I am a New York Rangers fan. But I am a New York Rangers fan who came of age as a hockey watcher during the early 90’s.  As a result, I have only mild dislike for the Rangers traditional rivals, the Islanders. But I ABSOLUTELY HATE the Devils. So, watching them struggle this season has been fantastic. Reading about the ridiculous level of blind faith the entire organization has placed in Ilya Kovalchuk made me smile. It means the team is going against everything that’s made them so infuriatingly great over the past decade and a half. That being said, he scored an overtime winner last night. I’m always scared that these bastards will turn it on and end up winning the division again.

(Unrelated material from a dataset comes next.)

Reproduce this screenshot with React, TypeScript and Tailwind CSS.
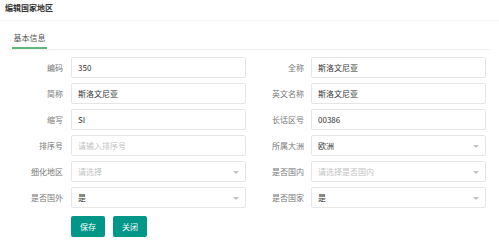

The 2,500-Year Old Man by Michael Farber

If you work in news, as I do, marathons are no longer athletic endeavors. They are pains in the ass,  full of false enthusiasm, unpronounceable names and stories from that one guy you work with who ran a marathon 15 years ago and mentions it every 5 minutes throughout the entire duration of the race. Also, a lot of drunk people along the route. I’m glad that Michael Farber was able to cure me of that for a few minutes. Instead of focusing on professional runners I don’t care about, he talks about the every day people who compete. It’s a great article full of humor, good emotion and great writing.

Point After by Phil Taylor

I had no idea what sport these kids played until I was nearly half way done with this column. That seems like something that should have been mentioned earlier.